Begin

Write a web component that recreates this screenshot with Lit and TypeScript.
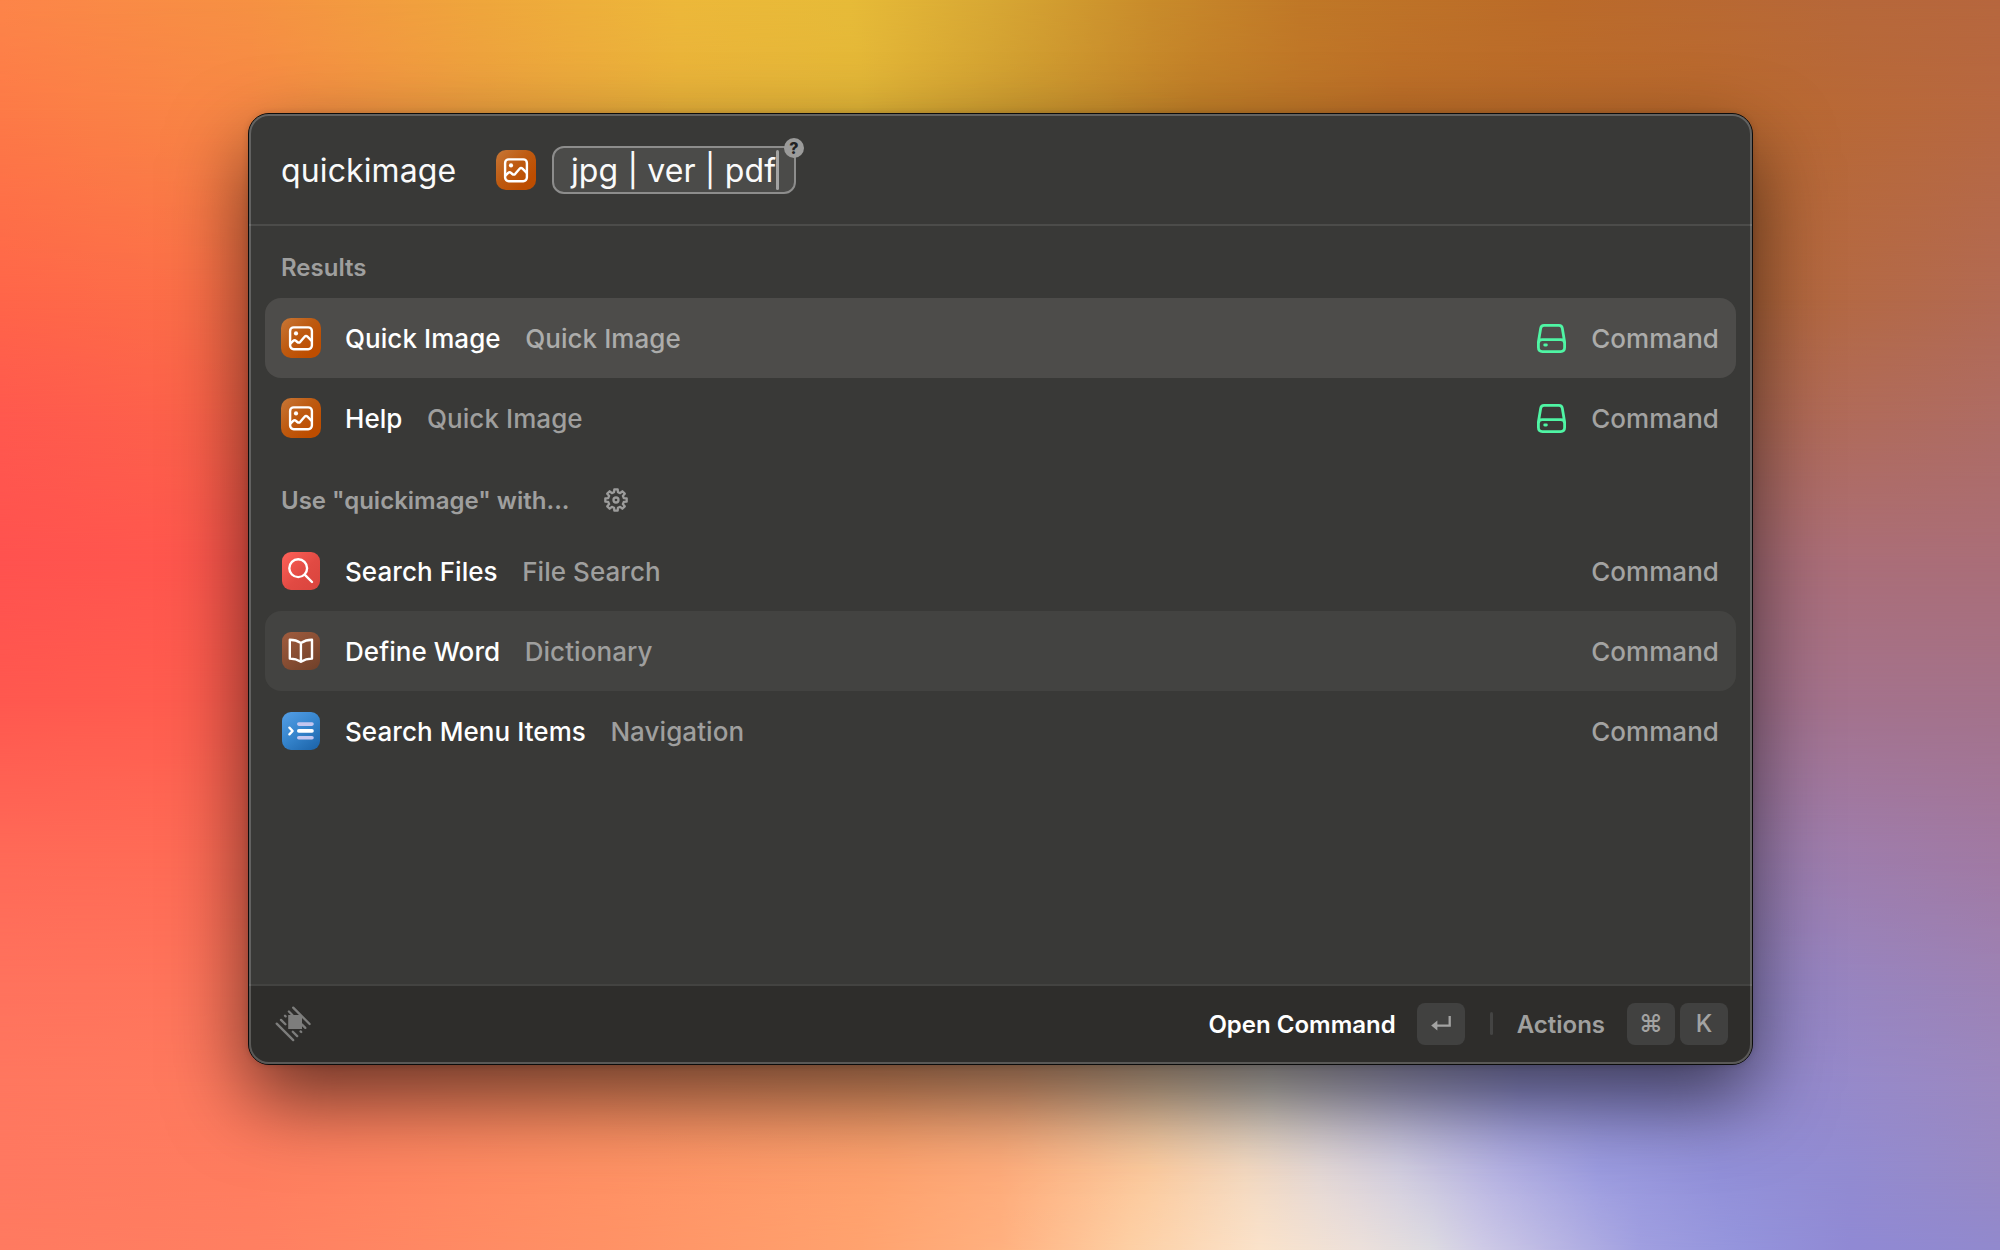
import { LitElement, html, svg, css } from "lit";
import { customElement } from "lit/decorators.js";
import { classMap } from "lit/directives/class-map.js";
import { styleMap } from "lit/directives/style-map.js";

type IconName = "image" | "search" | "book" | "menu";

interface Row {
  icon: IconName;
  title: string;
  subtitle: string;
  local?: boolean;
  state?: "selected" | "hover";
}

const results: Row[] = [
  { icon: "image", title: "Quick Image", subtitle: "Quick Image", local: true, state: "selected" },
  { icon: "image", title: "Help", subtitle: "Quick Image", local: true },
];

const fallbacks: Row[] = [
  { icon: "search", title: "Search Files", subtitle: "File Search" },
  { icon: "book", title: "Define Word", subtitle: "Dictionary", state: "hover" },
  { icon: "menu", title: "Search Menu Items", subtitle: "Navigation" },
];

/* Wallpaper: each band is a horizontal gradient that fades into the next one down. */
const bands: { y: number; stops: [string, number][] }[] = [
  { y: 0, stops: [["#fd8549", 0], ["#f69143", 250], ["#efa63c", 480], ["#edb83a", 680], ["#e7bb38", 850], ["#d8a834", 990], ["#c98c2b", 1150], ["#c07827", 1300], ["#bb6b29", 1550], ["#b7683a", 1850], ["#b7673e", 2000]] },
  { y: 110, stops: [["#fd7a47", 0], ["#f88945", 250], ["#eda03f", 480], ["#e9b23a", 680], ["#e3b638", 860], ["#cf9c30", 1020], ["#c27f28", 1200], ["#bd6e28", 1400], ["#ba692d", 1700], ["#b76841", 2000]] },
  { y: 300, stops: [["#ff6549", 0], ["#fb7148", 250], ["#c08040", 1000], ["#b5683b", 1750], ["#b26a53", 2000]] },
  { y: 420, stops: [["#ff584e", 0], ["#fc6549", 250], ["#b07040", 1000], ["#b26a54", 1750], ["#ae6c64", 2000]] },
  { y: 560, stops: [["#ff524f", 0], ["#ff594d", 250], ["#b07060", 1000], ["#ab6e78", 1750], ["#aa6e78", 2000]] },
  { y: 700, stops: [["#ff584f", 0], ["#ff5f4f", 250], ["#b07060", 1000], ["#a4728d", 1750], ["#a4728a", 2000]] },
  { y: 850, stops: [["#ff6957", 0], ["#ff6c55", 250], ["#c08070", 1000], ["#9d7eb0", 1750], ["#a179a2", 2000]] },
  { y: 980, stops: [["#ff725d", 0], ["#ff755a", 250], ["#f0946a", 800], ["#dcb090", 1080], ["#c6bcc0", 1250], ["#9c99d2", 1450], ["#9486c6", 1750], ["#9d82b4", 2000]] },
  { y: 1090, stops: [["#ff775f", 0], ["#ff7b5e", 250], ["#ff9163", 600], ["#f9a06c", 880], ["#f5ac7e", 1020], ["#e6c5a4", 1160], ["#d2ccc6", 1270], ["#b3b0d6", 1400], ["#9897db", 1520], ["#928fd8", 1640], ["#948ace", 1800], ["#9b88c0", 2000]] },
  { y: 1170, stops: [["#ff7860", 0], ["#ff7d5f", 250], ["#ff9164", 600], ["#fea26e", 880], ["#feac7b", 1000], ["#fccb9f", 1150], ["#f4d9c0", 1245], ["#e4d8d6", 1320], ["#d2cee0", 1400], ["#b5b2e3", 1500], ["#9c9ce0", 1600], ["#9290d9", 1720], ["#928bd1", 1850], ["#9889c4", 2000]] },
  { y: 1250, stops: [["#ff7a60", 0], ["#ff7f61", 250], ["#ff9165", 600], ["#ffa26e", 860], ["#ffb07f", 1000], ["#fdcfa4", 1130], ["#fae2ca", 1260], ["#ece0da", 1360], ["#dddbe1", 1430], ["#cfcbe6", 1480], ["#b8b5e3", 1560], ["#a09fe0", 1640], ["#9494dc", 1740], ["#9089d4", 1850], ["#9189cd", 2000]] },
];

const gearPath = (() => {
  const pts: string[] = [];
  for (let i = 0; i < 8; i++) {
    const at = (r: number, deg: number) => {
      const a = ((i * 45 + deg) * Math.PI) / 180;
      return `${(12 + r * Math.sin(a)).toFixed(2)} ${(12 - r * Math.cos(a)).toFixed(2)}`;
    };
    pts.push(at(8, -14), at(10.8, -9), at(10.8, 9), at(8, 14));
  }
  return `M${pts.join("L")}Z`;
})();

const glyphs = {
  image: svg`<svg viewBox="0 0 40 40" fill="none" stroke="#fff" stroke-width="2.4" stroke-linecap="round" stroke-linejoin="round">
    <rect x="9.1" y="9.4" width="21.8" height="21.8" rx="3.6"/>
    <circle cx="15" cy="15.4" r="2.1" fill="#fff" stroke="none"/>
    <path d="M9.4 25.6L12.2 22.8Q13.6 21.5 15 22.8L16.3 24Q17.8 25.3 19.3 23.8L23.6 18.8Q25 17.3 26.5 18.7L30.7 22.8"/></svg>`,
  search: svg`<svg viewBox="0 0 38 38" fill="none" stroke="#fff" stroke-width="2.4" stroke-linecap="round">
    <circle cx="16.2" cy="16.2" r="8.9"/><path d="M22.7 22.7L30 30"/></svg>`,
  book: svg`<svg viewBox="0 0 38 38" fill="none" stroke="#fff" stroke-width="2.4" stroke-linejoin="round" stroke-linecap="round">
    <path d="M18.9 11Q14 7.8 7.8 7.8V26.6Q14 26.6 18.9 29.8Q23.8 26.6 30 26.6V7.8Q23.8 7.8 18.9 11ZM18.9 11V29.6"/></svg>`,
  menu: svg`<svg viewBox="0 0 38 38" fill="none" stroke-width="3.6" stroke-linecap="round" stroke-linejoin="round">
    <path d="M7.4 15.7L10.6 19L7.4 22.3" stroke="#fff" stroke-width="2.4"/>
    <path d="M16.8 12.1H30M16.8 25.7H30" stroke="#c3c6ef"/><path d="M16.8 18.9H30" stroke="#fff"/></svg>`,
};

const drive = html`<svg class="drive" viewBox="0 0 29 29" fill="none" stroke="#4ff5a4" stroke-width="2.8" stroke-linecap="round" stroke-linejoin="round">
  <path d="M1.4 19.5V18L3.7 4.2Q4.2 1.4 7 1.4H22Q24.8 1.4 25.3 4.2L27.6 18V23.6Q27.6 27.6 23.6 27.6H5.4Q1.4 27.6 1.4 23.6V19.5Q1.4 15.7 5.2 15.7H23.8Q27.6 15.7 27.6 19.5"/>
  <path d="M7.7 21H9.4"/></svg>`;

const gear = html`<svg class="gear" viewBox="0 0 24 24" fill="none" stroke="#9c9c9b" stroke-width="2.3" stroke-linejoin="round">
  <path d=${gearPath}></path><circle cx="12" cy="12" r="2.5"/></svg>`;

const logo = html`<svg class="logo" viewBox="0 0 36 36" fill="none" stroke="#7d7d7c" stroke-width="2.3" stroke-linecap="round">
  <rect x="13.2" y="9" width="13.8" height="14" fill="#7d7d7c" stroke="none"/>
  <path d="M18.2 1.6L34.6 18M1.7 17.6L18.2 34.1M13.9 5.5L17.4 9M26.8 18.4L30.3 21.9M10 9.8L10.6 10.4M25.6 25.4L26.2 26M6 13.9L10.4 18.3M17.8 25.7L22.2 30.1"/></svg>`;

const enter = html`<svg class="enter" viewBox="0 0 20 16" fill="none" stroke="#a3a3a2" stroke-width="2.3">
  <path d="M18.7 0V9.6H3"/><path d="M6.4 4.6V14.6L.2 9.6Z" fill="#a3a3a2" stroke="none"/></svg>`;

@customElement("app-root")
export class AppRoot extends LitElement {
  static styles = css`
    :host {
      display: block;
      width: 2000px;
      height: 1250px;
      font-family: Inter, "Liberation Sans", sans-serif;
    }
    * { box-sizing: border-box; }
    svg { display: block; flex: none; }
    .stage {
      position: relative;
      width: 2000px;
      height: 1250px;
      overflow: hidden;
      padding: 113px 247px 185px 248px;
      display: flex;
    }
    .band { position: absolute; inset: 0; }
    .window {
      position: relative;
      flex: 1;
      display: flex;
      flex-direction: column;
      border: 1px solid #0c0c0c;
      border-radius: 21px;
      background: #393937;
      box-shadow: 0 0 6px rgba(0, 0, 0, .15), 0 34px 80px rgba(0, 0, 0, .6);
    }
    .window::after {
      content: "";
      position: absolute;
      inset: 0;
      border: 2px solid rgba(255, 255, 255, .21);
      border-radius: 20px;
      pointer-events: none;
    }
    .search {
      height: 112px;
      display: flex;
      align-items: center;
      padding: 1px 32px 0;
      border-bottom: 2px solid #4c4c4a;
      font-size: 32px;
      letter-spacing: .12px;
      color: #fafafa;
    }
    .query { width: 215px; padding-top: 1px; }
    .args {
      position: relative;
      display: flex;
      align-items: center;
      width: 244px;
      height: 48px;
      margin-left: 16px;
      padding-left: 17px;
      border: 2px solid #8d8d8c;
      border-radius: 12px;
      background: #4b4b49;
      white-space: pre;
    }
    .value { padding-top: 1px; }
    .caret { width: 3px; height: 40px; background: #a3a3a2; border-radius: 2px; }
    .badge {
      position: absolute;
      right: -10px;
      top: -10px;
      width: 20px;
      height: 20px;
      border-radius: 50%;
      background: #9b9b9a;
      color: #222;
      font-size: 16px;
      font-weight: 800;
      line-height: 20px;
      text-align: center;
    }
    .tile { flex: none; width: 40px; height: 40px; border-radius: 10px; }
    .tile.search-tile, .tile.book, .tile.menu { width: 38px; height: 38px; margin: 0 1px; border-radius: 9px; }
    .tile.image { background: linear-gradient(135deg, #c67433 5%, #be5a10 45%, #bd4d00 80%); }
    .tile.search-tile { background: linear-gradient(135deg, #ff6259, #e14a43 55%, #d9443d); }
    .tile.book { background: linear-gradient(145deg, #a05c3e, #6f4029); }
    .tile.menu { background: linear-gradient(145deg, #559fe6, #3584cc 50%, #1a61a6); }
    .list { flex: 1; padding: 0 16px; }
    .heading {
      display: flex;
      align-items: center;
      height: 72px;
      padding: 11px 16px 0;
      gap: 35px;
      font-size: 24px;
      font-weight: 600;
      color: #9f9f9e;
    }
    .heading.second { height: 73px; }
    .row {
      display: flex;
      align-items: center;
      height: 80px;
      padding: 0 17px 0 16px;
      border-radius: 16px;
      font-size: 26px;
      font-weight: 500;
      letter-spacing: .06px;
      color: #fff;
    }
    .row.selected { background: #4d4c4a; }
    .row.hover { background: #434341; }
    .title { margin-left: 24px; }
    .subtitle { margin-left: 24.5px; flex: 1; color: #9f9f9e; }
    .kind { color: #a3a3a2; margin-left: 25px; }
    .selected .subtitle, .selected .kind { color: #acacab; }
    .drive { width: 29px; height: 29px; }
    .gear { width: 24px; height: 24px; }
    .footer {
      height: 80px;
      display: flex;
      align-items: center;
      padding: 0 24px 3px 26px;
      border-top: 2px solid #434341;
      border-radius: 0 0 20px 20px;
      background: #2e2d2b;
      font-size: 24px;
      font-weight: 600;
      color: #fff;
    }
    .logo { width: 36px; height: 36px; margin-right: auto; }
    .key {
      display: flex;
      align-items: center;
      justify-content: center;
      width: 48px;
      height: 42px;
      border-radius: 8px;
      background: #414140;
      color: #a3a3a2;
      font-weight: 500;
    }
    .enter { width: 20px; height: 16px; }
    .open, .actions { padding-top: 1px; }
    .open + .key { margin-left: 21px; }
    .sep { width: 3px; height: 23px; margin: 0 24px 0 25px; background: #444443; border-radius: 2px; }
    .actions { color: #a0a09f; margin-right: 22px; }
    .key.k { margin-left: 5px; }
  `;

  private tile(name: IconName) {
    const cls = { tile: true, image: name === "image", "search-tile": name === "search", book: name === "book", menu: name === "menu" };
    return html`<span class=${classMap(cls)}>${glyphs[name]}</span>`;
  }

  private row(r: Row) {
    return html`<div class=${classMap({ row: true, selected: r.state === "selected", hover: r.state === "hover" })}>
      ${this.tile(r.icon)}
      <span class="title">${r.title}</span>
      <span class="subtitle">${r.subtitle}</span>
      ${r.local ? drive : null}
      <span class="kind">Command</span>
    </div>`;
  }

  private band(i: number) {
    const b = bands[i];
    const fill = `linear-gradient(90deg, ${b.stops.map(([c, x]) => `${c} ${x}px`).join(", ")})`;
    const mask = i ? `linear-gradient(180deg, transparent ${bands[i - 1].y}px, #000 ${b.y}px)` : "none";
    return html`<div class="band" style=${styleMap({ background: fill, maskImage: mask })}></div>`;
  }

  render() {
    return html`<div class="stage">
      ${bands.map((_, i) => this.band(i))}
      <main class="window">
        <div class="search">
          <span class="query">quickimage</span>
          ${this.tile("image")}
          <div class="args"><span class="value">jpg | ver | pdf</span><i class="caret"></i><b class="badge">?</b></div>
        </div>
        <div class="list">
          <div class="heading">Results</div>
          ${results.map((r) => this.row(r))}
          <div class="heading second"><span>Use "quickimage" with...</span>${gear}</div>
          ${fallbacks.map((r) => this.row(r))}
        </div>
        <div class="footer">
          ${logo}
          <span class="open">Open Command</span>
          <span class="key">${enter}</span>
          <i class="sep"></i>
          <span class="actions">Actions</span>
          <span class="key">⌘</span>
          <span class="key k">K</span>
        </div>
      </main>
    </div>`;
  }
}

End

• REQUIRED WORK: From the data above, pick out each line containing "that" and copy it.

• EXPECTED OUTPUT:
Write a web component that recreates this screenshot with Lit and TypeScript.
/* Wallpaper: each band is a horizontal gradient that fades into the next one down. */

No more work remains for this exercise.